Paradise for tipplers: Drunkenness among the native people was noticeable more in Ootacamund, especially on Tuesdays when the weekly market gathered. In 1860, the residents held a meeting and called for a law. The hill station was not free from illicit liquor either. It was smuggled from Ernad taluk of Malabar into O’Valley.
| Photo Credit: SPECIAL ARRANGEMENT
Drunkenness caused problems, but the British government, like the modern day governments, permitted breweries since the abkari revenue included income from the country spirit (arrack), foreign liquor, beer, and hemp-drugs. When there were many complaints, the government reduced the number of shops selling liquor.
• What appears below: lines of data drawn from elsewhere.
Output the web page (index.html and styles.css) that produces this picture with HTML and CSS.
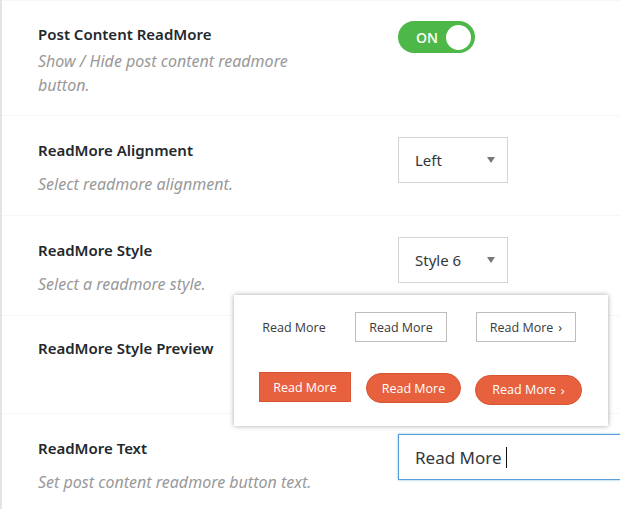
FILE: index.html
```html
<!DOCTYPE html>
<html>
<head>
<meta charset="utf-8">
<link rel="stylesheet" href="styles.css">
</head>
<body>
<div class="panel">
  <div class="row row-first">
    <div class="label">
      <div class="title">Post Content ReadMore</div>
      <div class="desc desc-tight">Show / Hide post content readmore button.</div>
    </div>
    <div class="control">
      <div class="toggle"><span class="toggle-text">ON</span><span class="knob"></span></div>
    </div>
  </div>
  <div class="row">
    <div class="label">
      <div class="title">ReadMore Alignment</div>
      <div class="desc">Select readmore alignment.</div>
    </div>
    <div class="control">
      <div class="select"><span>Left</span><span class="arrow"></span></div>
    </div>
  </div>
  <div class="row">
    <div class="label">
      <div class="title">ReadMore Style</div>
      <div class="desc">Select a readmore style.</div>
    </div>
    <div class="control">
      <div class="select"><span>Style 6</span><span class="arrow"></span></div>
    </div>
  </div>
  <div class="row row-preview">
    <div class="label">
      <div class="title">ReadMore Style Preview</div>
    </div>
    <div class="preview">
      <div class="pv-line">
        <span class="rm rm-plain">Read More</span>
        <span class="rm rm-outline rm-o1">Read More</span>
        <span class="rm rm-outline rm-o2">Read More <span class="chev">›</span></span>
      </div>
      <div class="pv-line pv-line2">
        <span class="rm rm-fill rm-f1">Read More</span>
        <span class="rm rm-fill rm-pill rm-f2">Read More</span>
        <span class="rm rm-fill rm-pill rm-f3">Read More <span class="chev">›</span></span>
      </div>
    </div>
  </div>
  <div class="row row-last">
    <div class="label">
      <div class="title">ReadMore Text</div>
      <div class="desc">Set post content readmore button text.</div>
    </div>
    <div class="control control-input">
      <div class="textinput"><span>Read More</span><span class="caret"></span></div>
    </div>
  </div>
</div>
</body>
</html>
```

FILE: styles.css
```css
html, body {
  margin: 0;
  padding: 0;
  background: #fff;
}
body {
  font-family: "Noto Sans", "Open Sans", sans-serif;
  color: #23282d;
  overflow: hidden;
}
.panel {
  border-left: 2px solid #e4e4e4;
  height: 509px;
}
.row {
  display: grid;
  grid-template-columns: 280px 1fr;
  align-items: start;
  column-gap: 80px;
  padding: 24px 0 0 36px;
  height: 100px;
  border-bottom: 1px solid #f7f7f7;
  box-sizing: border-box;
}
.row-first {
  border-top: 1px solid #f7f7f7;
  height: 116px;
  padding-top: 23px;
}
.row-preview {
  position: relative;
  padding-top: 22px;
  height: 98px;
}
.row-last {
  border-bottom: none;
  height: 95px;
}
.title {
  font-size: 15px;
  line-height: 20px;
  font-weight: 600;
  color: #23282d;
}
.desc {
  margin-top: 12px;
  font-size: 16px;
  line-height: 24px;
  font-style: italic;
  color: #999999;
}
.desc-tight {
  margin-top: 5px;
}
.control {
  margin-top: -3px;
}
.control-input {
  margin-top: -4px;
}
.toggle {
  width: 77px;
  height: 32px;
  border-radius: 16px;
  background: #4db848;
  display: flex;
  align-items: center;
  justify-content: space-between;
  padding: 0 4px 0 18px;
  box-sizing: border-box;
}
.toggle-text {
  color: #fff;
  font-weight: 600;
  font-size: 14px;
  font-family: "Open Sans", "Noto Sans", sans-serif;
}
.knob {
  width: 25px;
  height: 25px;
  border-radius: 50%;
  background: #fff;
}
.select {
  width: 110px;
  height: 46px;
  border: 1px solid #d4d4d4;
  box-sizing: border-box;
  display: flex;
  align-items: center;
  justify-content: space-between;
  padding: 0 12px 0 16px;
  font-size: 15px;
  color: #32373c;
}
.arrow {
  width: 0;
  height: 0;
  border-left: 4px solid transparent;
  border-right: 4px solid transparent;
  border-top: 6px solid #777;
}
.preview {
  position: absolute;
  left: 232px;
  top: -21px;
  width: 374px;
  height: 131px;
  background: #fff;
  box-shadow: 0 0 5px rgba(0, 0, 0, 0.35);
  font-family: "Open Sans", "Noto Sans", sans-serif;
  font-size: 12.5px;
  box-sizing: border-box;
  padding-top: 17px;
}
.pv-line {
  display: flex;
  align-items: center;
  height: 30px;
}
.pv-line2 {
  margin-top: 30px;
}
.rm {
  display: flex;
  align-items: center;
  justify-content: center;
  box-sizing: border-box;
  white-space: nowrap;
  color: #3a3a3a;
}
.rm-plain {
  margin-left: 27px;
  width: 66px;
}
.rm-outline {
  height: 30px;
  border: 1px solid #bdbdbd;
}
.rm-o1 {
  margin-left: 28px;
  width: 92px;
}
.rm-o2 {
  margin-left: 29px;
  width: 100px;
}
.chev {
  margin-left: 5px;
  font-size: 13px;
}
.rm-fill {
  background: #e8613f;
  color: #fff;
  height: 30px;
}
.rm-f1 {
  margin-left: 25px;
  width: 92px;
  border: 1px solid #d65535;
}
.rm-pill {
  border-radius: 15px;
  border: 1px solid #d65535;
}
.rm-f2 {
  margin-left: 15px;
  width: 95px;
  margin-top: 2px;
}
.rm-f3 {
  margin-left: 14px;
  width: 107px;
  margin-top: 5px;
}
.textinput {
  width: 240px;
  height: 46px;
  border: 1px solid #5b9dd9;
  box-shadow: 0 0 2px rgba(30, 140, 190, 0.6);
  box-sizing: border-box;
  display: flex;
  align-items: center;
  padding-left: 16px;
  font-size: 17px;
  color: #32373c;
}
.caret {
  display: inline-block;
  width: 1px;
  height: 21px;
  background: #111;
  margin-left: 4px;
}
```
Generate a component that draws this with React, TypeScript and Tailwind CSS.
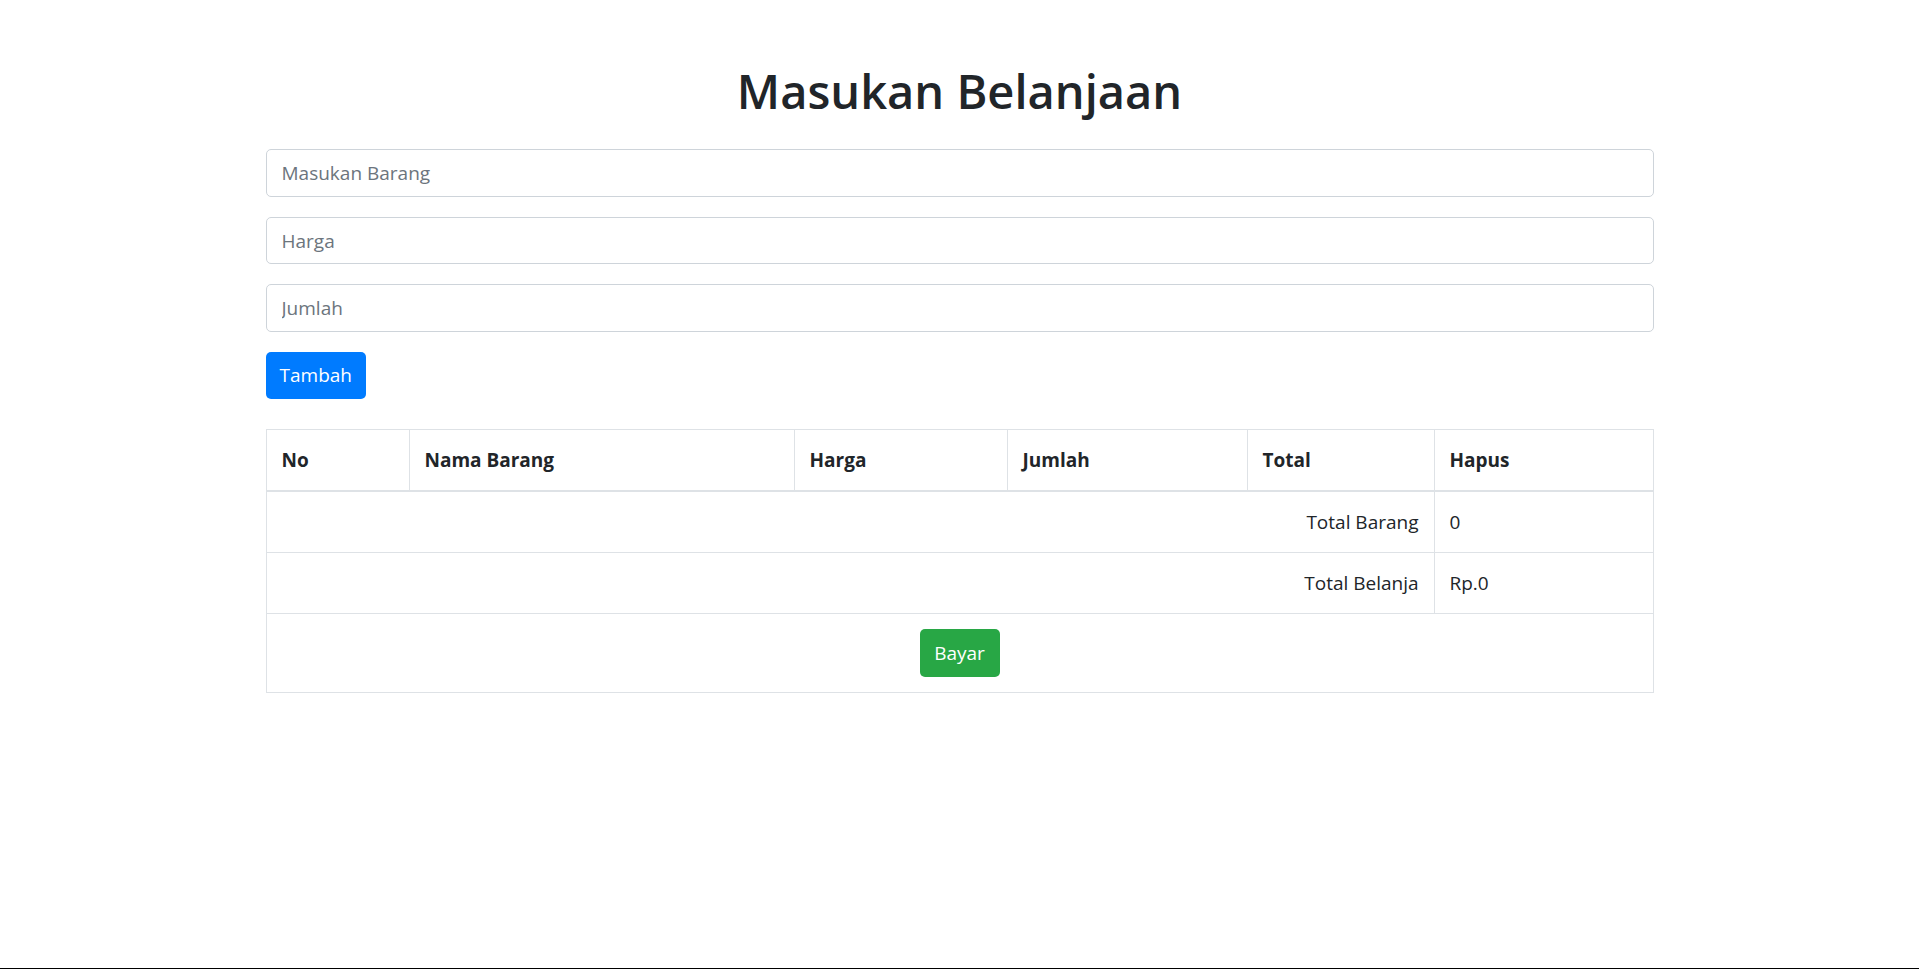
import React from "react";

const App = () => {
  return (
    <div className="min-h-[969px] border-b border-black bg-white text-[#212529] font-['Open_Sans',sans-serif]">
      <div className="w-[1388px] mx-auto pt-[61px]">
        <h1 className="text-center text-[47px] font-semibold leading-[60px] mb-[28px]">
          Masukan Belanjaan
        </h1>
        <form onSubmit={(e) => e.preventDefault()}>
          <input
            type="text"
            placeholder="Masukan Barang"
            className="block w-full h-[47.5px] mb-[20px] px-[15px] pt-[1px] border border-[#ced4da] rounded-[5px] text-[19px] text-[#495057] placeholder:text-[#6c757d] outline-none"
          />
          <input
            type="text"
            placeholder="Harga"
            className="block w-full h-[47.5px] mb-[20px] px-[15px] pt-[1px] border border-[#ced4da] rounded-[5px] text-[19px] text-[#495057] placeholder:text-[#6c757d] outline-none"
          />
          <input
            type="text"
            placeholder="Jumlah"
            className="block w-full h-[47.5px] mb-[20px] px-[15px] pt-[1px] border border-[#ced4da] rounded-[5px] text-[19px] text-[#495057] placeholder:text-[#6c757d] outline-none"
          />
          <button className="block w-[100.5px] h-[47.5px] bg-[#007bff] text-white text-[19px] rounded-[5px]">
            Tambah
          </button>
        </form>

        <table className="w-full mt-[30px] table-fixed border-collapse border border-[#dee2e6] text-[19px] leading-[30px]">
          <thead>
            <tr>
              <th className="w-[143px] text-left font-bold px-[15px] py-[15px] border border-[#dee2e6] border-b-2">No</th>
              <th className="w-[385px] text-left font-bold px-[15px] py-[15px] border border-[#dee2e6] border-b-2">Nama Barang</th>
              <th className="w-[213px] text-left font-bold px-[15px] py-[15px] border border-[#dee2e6] border-b-2">Harga</th>
              <th className="w-[240px] text-left font-bold px-[15px] py-[15px] border border-[#dee2e6] border-b-2">Jumlah</th>
              <th className="w-[187px] text-left font-bold px-[15px] py-[15px] border border-[#dee2e6] border-b-2">Total</th>
              <th className="text-left font-bold px-[15px] py-[15px] border border-[#dee2e6] border-b-2">Hapus</th>
            </tr>
          </thead>
          <tbody>
            <tr>
              <td colSpan={5} className="text-right px-[15px] py-[15px] border border-[#dee2e6]">Total Barang</td>
              <td className="px-[15px] py-[15px] border border-[#dee2e6]">0</td>
            </tr>
            <tr>
              <td colSpan={5} className="text-right px-[15px] py-[15px] border border-[#dee2e6]">Total Belanja</td>
              <td className="px-[15px] py-[15px] border border-[#dee2e6]">Rp.0</td>
            </tr>
            <tr>
              <td colSpan={6} className="text-center px-[15px] py-[15px] border border-[#dee2e6]">
                <button className="inline-block align-middle w-[80px] h-[47.5px] bg-[#28a745] text-white rounded-[5px]">
                  Bayar
                </button>
              </td>
            </tr>
          </tbody>
        </table>
      </div>
    </div>
  );
};

export default App;
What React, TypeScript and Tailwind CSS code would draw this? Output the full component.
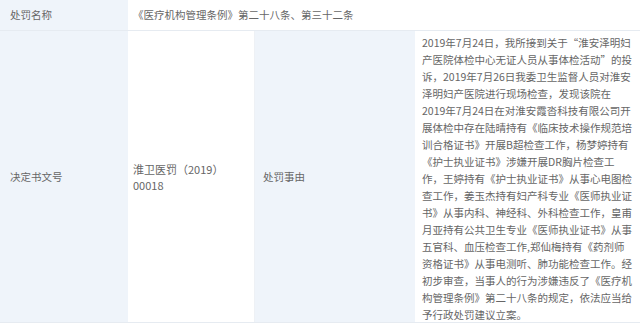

But it could not implement total prohibition.
Peaked on market days
According to the Nilgiris District Gazette by W. Francis, drunkenness among the native people was more noticeable in Ootacamund (Ooty), especially on shandy days, or Tuesdays, when the big weekly market gathered. “Shandy day is a kind of general holiday in the town, and domestic servants belonging to the plains, who are ever under the temptation to fortify themselves with strong waters against the unaccustomed cold and wet of the hill climate, take advantage of the fact; the cartmen who have travelled up with merchandise from the low country, tired and ill-clad as they are, fall with even greater readiness,” he writes in the book, which has been republished by the Tamil Nadu Archives and Historical Research Department. The book was first published in 1908.
Liquor shops situated on the main thoroughfares were used by Europeans. Drunkenness was thus brought to their notice. In 1856, the ‘Nilgiri abkari’ contract was, for the first time, sold separately from that for the rest of Coimbatore district. The price was ₹24,500 a year for a term of five years.
In 1860, drunkenness among the domestic servants of Europeans at Ootacamund was so noticeable that the residents held a public meeting. Attended by influential persons, the meeting adopted resolutions urging the government to legislate on the matter. The Board of Revenue consulted the Improvement Committee and the other residents of the town. The number of shops was reduced by 12.
Highly spirituous liquor styled ginger wine
“The smaller beer shops were put down, and a person who, under cover of a licence to sell ‘good wholesome beer’, was retailing a highly spirituous liquor which he styled ginger wine ‘was suppressed’,” writes Francis, who revised the District Manual of Nilgiris written by ICS officer H.B. Grigg in 1880. The reduction in the number of shops, however, failed to offer any solution. In 1892, drunkenness among the workers again attracted attention, and three more liquor shops were closed near the market. The district was not free from illicit liquor either. It was smuggled from Ernad taluk of Malabar into O’Valley, or Ouchterlony Valley, since it was cheaper. The government closed the three liquor shops at the request of the planters.
Writing about the district, Francis says one of the first things which struck the early visitors to the Nilgiri plateau was the possibility of making beer which in those days was regarded almost as a necessity and was imported all the way from England in bottles. “They saw that barley was already cultivated in large quantities and that the climate was cool enough for brewing. As early as 1826 extremely good beer was brewed on the Nilgiris from the barley malt of native manufacture and English hops,” he says.
Despite the recommendations of the Ootacamund Station Committee, no government brewery was ever established, and the real pioneer in the industry was Samuel Honeywell, who as early as 1857 started it at Aruvankadu, which is now the Castle Brewery. “His beer was a potent compound, containing nearly as much alcohol as inferior arrack, and in 1872, partly to protect the more highly taxed arrack and toddy, the government ruled that it must not in future contain more than 8 per cent of alcohol and imposed on it an excise duty of one anna per gallon,” says Francis.
In 1872, Captain Albert Frend started the Llangollen Brewery near Mavliinand. In 1883, the brewery was suppressed after the beer it made was found to be of very bad quality.
‘Gods not happy’
Toddy-yielding palms do not grow on the plateau and beverage was neither made there nor imported. But beer took its place. Sago palms were used for toddy-tapping. When the government prohibited toddy-tapping, the Kurumbas and other jungle tribes urged the government to rescind the ban, saying that their gods were displeased as they no longer received a strong drink as an offering at the periodic festivals, and were, in consequence, causing them misfortune. Finally, the government withdrew the order.